As a full-time content creator, I earn an active income with influencer marketing campaigns and by working with travel companies to organize group trips to Uganda and Antarctica. I also earn passive income through ads and affiliate marketing on my website. Owning a business has given me so much confidence. I didn’t realize just how capable I was.

Listen to the podcast: The challenges of entrepreneurship and tips for starting out

With the income from my business and consistent investing, my net worth has increased by $40,000 since I started traveling. I’m proof that sustainable, long-term travel is possible!

What I’ve learned from life on the road

They say travel is the best teacher, and I’ve learned some wonderful lessons. In the spirit of paying it forward, I’ll share my top tips for traveling long-term.

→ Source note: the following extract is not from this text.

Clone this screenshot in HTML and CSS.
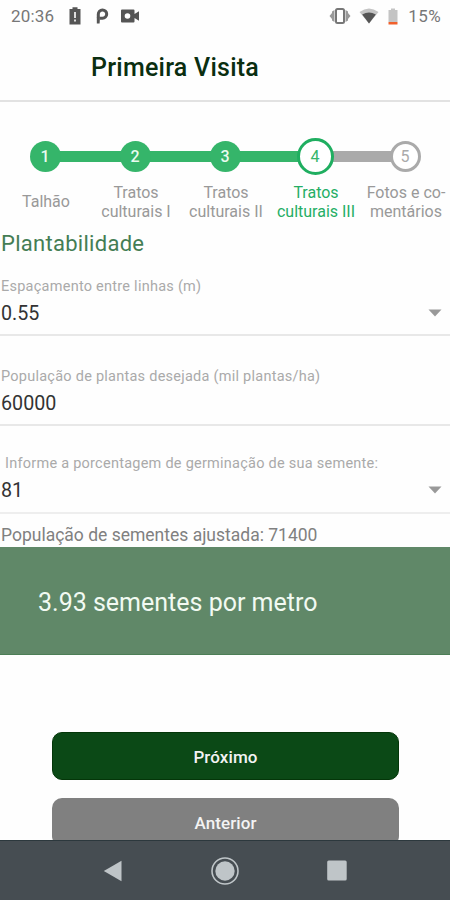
FILE: index.html
```html
<!DOCTYPE html>
<html lang="pt-BR">
<head>
<meta charset="utf-8">
<title>Primeira Visita</title>
<link rel="stylesheet" href="styles.css">
</head>
<body>
<div class="screen">
  <div class="status">
    <span class="clock">20:36</span>
    <svg class="st-alert" width="12" height="18" viewBox="0 0 12 18"><path fill="#555" d="M3.500 2V.3h5V2H11.500v15.500H.5V2z"/><path fill="#ddd" d="M5 5h2v6H5zM5 12.500h2v2H5z"/></svg>
    <svg class="st-p" width="13" height="16" viewBox="0 0 13 16"><path fill="none" stroke="#555" stroke-width="3" d="M2.300 9.500V6.200A4.200 4.200 0 1 1 6.500 10.300H3.500"/><path fill="#555" d="M.8 9h3v3L3.600 15.500H.8z"/></svg>
    <svg class="st-cam" width="20" height="14" viewBox="0 0 20 14"><path fill="#555" d="M2 .5h11.500q1 0 1 1V5L19 2.300v9.400L14.500 9v3.500q0 1-1 1H2q-1 0-1-1v-11q0-1 1-1z"/><circle cx="7.500" cy="7" r="2.800" fill="#fff"/></svg>
    <span class="grow"></span>
    <svg class="st-vib" width="22" height="16" viewBox="0 0 22 16"><path fill="#999" d="M5.500 2v12L3 12.500V11L.5 8 3 5V3.500zM16.500 2v12l2.500-1.500V11l2.500-3L19 5V3.500z"/><rect x="7" y="1" width="8" height="14" rx="1.500" fill="#fff" stroke="#777" stroke-width="2"/></svg>
    <svg class="st-wifi" width="20" height="16" viewBox="0 0 20 16"><path fill="#c4c4c4" d="M.5 4Q10-3 19.500 4L10 15.500z"/><path fill="#555" d="M3.200 6.500Q10 2.300 16.800 6.500L10 15.500z"/></svg>
    <svg class="st-bat" width="10" height="17" viewBox="0 0 10 17"><path fill="#c4c4c4" d="M3 2V.5h4V2h2.500v12H.5V2z"/><path fill="#f0602c" d="M.5 14h9v2.500h-9z"/></svg>
    <span class="percent">15%</span>
  </div>
  <header class="header"><h1>Primeira Visita</h1></header>

  <ol class="stepper">
    <li class="step done"><div class="track"><i class="bar none"></i><b class="dot">1</b><i class="bar"></i></div><div class="label"><span>Talhão</span></div></li>
    <li class="step done"><div class="track"><i class="bar"></i><b class="dot">2</b><i class="bar"></i></div><div class="label"><span>Tratos<br>culturais I</span></div></li>
    <li class="step done"><div class="track"><i class="bar"></i><b class="dot">3</b><i class="bar"></i></div><div class="label"><span>Tratos<br>culturais II</span></div></li>
    <li class="step current"><div class="track"><i class="bar"></i><b class="dot">4</b><i class="bar todo"></i></div><div class="label"><span>Tratos<br>culturais III</span></div></li>
    <li class="step next"><div class="track"><i class="bar todo"></i><b class="dot">5</b><i class="bar none"></i></div><div class="label"><span>Fotos e co-<br>mentários</span></div></li>
  </ol>

  <main class="form">
    <h2>Plantabilidade</h2>
    <div class="field spacing">
      <div class="caption">Espaçamento entre linhas (m)</div>
      <div class="value"><span>0.55</span><svg width="14" height="8" viewBox="0 0 14 8"><path fill="#999" d="M.5.500h13L7 7.500z"/></svg></div>
    </div>
    <div class="field population">
      <div class="caption">População de plantas desejada (mil plantas/ha)</div>
      <div class="value"><span>60000</span></div>
    </div>
    <div class="field germination">
      <div class="caption">Informe a porcentagem de germinação de sua semente:</div>
      <div class="value"><span>81</span><svg width="14" height="8" viewBox="0 0 14 8"><path fill="#999" d="M.5.500h13L7 7.500z"/></svg></div>
    </div>
    <p class="adjusted"><span>População de sementes ajustada: 71400</span></p>
    <div class="result"><span>3.93 sementes por metro</span></div>
    <div class="actions">
      <button class="btn primary">Próximo</button>
      <button class="btn secondary">Anterior</button>
    </div>
  </main>

  <nav class="navbar">
    <svg width="20" height="22" viewBox="0 0 20 22"><path fill="#bfc5c8" d="M18.500.7v20.500L.8 11z"/></svg>
    <svg width="30" height="30" viewBox="0 0 30 30"><circle cx="15" cy="15" r="13" fill="none" stroke="#bfc5c8" stroke-width="1.600"/><circle cx="15" cy="15" r="9.700" fill="#bfc5c8"/></svg>
    <svg width="20" height="21" viewBox="0 0 20 21"><rect x=".2" y=".5" width="19.500" height="20" rx="1.500" fill="#bfc5c8"/></svg>
  </nav>
</div>
</body>
</html>
```
FILE: styles.css
```css
* { box-sizing: border-box; }
body { margin: 0; background: #fff; font-family: Roboto, "Liberation Sans", sans-serif; }
.screen { width: 450px; height: 900px; display: flex; flex-direction: column; overflow: hidden; background: #fefefe; }
svg { display: block; flex: none; }
.grow { flex: 1; }

.status { height: 32px; flex: none; display: flex; align-items: center; padding: 0 9px 0 11px; color: #777; font-size: 17px; }
.clock { letter-spacing: .2px; }
.percent { letter-spacing: .4px; }
.st-alert { margin-left: 15px; }
.st-p { margin-left: 15px; }
.st-cam { margin-left: 11px; }
.st-wifi { margin-left: 8px; }
.st-bat { margin: 0 10px 0 9px; }

.header { height: 70px; flex: none; border-bottom: 2px solid #e2e2e2; padding: 20px 0 0 91px; }
h1 { margin: 0; font-size: 25px; line-height: 32px; font-weight: 500; letter-spacing: .25px; color: #0a2e10; }

.stepper { list-style: none; margin: 0; padding: 36px 0 0; display: flex; flex: none; height: 127px; }
.step { width: 90px; color: #999; }
.track { height: 37px; display: flex; align-items: center; }
.bar { flex: 1; height: 11px; background: #35b56a; }
.bar.todo { background: #aaa; }
.bar.none { background: none; }
.dot { position: relative; width: 31px; height: 31px; margin: 0 -2px; border-radius: 50%; flex: none; display: flex; align-items: center; justify-content: center; font-size: 16px; font-weight: 500; color: #e9fbef; background: #35b56a; }
.current .dot { width: 37px; height: 37px; border: 3px solid #1fae60; background: #fff; color: #35b56a; font-weight: 400; }
.next .dot { border: 3px solid #aaa; background: #fff; color: #aaa; font-weight: 400; }
.label { height: 37px; margin: 9px -1px 0 1px; display: flex; align-items: center; justify-content: center; text-align: center; font-size: 16px; line-height: 18.500px; white-space: nowrap; }
.current .label { color: #25ae65; }

.form { flex: 1; min-height: 0; overflow: hidden; display: flex; flex-direction: column; }
h2 { margin: 0; height: 28px; flex: none; padding: 1px 0 0 1px; font-size: 22px; line-height: 28px; font-weight: 400; letter-spacing: .28px; color: #447d54; }
.field { flex: none; display: flex; flex-direction: column; border-bottom: 2px solid #e8e8e8; }
.spacing { height: 79px; padding-top: 21px; }
.population { height: 90px; padding-top: 32px; }
.germination { height: 88px; padding-top: 29px; border-color: #eee; }
.caption { padding-left: 1px; font-size: 14.500px; line-height: 18px; letter-spacing: .25px; color: #aaa; white-space: nowrap; }
.germination .caption { padding-left: 5px; }
.value { display: flex; align-items: center; justify-content: space-between; height: 34px; padding: 0 8px 0 1px; font-size: 19.700px; color: #333; }
.adjusted { margin: 0; height: 33px; flex: none; padding: 9px 0 0 1px; font-size: 17.500px; line-height: 24px; color: #808080; white-space: nowrap; }
.result { height: 108px; flex: none; display: flex; align-items: center; padding: 3px 0 0 38px; font-size: 25px; color: #f2faf2; background: #608868; border-bottom: 1px solid #4c7e56; }
.actions { padding: 76.500px 51px 0 52px; display: flex; flex-direction: column; gap: 18px; }
.btn { height: 48px; flex: none; border: 0; border-radius: 10px; font: 500 17px Roboto, "Liberation Sans", sans-serif; letter-spacing: .1px; color: #f3f3f3; padding: 2px 0 0; }
.primary { background: #0b4916; border: 1px solid #043609; }
.secondary { background: #808080; }

.navbar { height: 60px; flex: none; display: flex; align-items: center; justify-content: space-between; padding: 0 103px 0 103px; background: #464d52; border-top: 1px solid #2c383d; }
```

  • There are many ways to be wealthy. Money and work aren’t the only important things in life. I’ve found relationships to be the best way to measure my own wealth—and those relationships have helped me travel the globe.
  • Save before you go and spend (wisely) where you’re going. Yes, you’ll need cash for practical things. But remember that traveling is a privilege. Wherever you go, be ready to spend money and support the communities you’re visiting.
  • Don’t plan too much. I suggest booking a one-way flight somewhere and letting everything else sort itself out. The magic of traveling is in the unexpected moments. Maybe, like me, you’ll turn traveling into a lifestyle!